Réplique d'Ahmed Laaouej

Monsieur le président, en dehors de la minute qui m'est accordée pour ma réplique, je tiens quand même à vous dire ce qui suit. Il était clair que ma question portait sur les recettes fiscales. Je ne sais pas ce qui se passe au sein du gouvernement. Nous n'avons pas émis d'objection à ce que ce soit Mme Wilmès qui réponde. Cependant, je pense avoir été clair, et avoir dit à M. le ministre des Finances que ma question portait sur les recettes fiscales. Finalement, j'entends que vous êtes étonnée de ne pas avoir de question sur ce sujet.

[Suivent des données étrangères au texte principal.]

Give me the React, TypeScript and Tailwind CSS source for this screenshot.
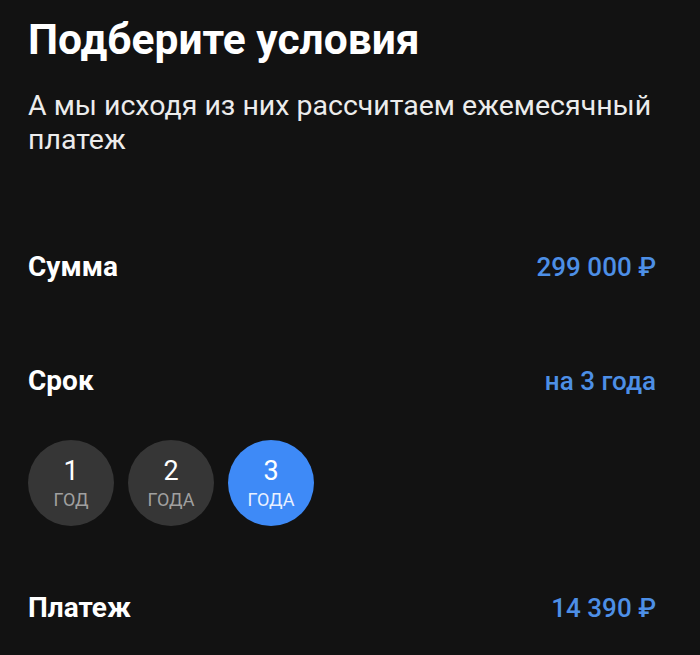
import { useState } from 'react';

const terms = [
    { value: 1, label: 'год' },
    { value: 2, label: 'года' },
    { value: 3, label: 'года' },
];

function Row({ label, value }: { label: string; value: string }) {
    return (
        <div className="flex items-center justify-between leading-[34px]">
            <span className="text-[28px] font-bold text-white">{label}</span>
            <span className="text-[26px] font-medium text-[#4d8fe6]">{value}</span>
        </div>
    );
}

export default function App() {
    const [term, setTerm] = useState(3);

    return (
        <div className="min-h-[655px] bg-[#121212] pl-[28px] pr-[44px] pt-[15px] text-white" style={{ fontFamily: 'Roboto, "Noto Sans", sans-serif' }}>
            <h1 className="text-[42.5px] font-bold leading-[50px]">Подберите условия</h1>
            <p className="mt-[24px] text-[28.5px] leading-[34px] text-[#ececec]">
                А мы исходя из них рассчитаем ежемесячный платеж
            </p>

            <div className="mt-[93px]">
                <Row label="Сумма" value="299 000 ₽" />
            </div>

            <div className="mt-[80px]">
                <Row label="Срок" value={`на ${term} ${term === 1 ? 'год' : 'года'}`} />
            </div>

            <div className="mt-[42px] flex gap-[14px]">
                {terms.map(t => (
                    <button
                        key={t.value}
                        type="button"
                        onClick={() => setTerm(t.value)}
                        className={`flex h-[86px] w-[86px] flex-col items-center justify-center rounded-full ${
                            term === t.value ? 'bg-[#3e8af7]' : 'bg-[#363636]'
                        }`}
                    >
                        <span className="text-[27px] leading-[30px] text-white">{t.value}</span>
                        <span className={`mt-[4px] text-[18px] uppercase leading-[20px] ${term === t.value ? 'text-[#e8f0ff]' : 'text-[#a0a0a0]'}`}>
                            {t.label}
                        </span>
                    </button>
                ))}
            </div>

            <div className="mt-[65px]">
                <Row label="Платеж" value="14 390 ₽" />
            </div>
        </div>
    );
}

Je pense qu'il y a là plus qu'un malentendu. Je m'interroge, madame la cheffe de groupe: la prochaine fois, devrons-nous faire preuve d'autant de souplesse qu'aujourd'hui? Je m'étonne de votre façon de faire.

 

Madame la ministre, au fond, votre gouvernement fait face à un triple échec. Le premier est votre politique d'austérité. Votre obsession à vouloir couper dans les services publics et dans la sécurité sociale, pendant que vous multipliez les cadeaux au grand patronat, n'a abouti à rien sur le plan économique.

 

Deuxième échec: votre politique fiscale. En augmentant de manière aussi massive les taxes sur la consommation, en prenant au moins, sur la législature, trois milliards dans la poche des ménages, vous avez provoqué la méfiance de nos concitoyens. Cela aussi, madame la ministre, c'est très mauvais pour l'économie, et pour la  demande intérieure en particulier.

 

Votre troisième échec est celui de votre politique budgétaire. Non seulement votre politique économique creuse le déficit des finances publiques, mais en plus, vos nouvelles mesures, censées rapporter des moyens, s'effondrent les unes après les autres. En résumé, votre politique est inefficace en plus d'être injuste. Il est grand temps d'arrêter ce désastre qui semble vous convenir, mais qui se traduit, pour la population, par des difficultés de plus en plus grandes.

 

Face à votre triple échec, je vous adresse un triple message: arrêtez d'enfoncer les gens dans la précarité, arrêtez la déglingue de nos finances publiques, et puis surtout, arrêtez votre politique antisociale: elle conduit à la ruine budgétaire, économique et sociale de notre pays!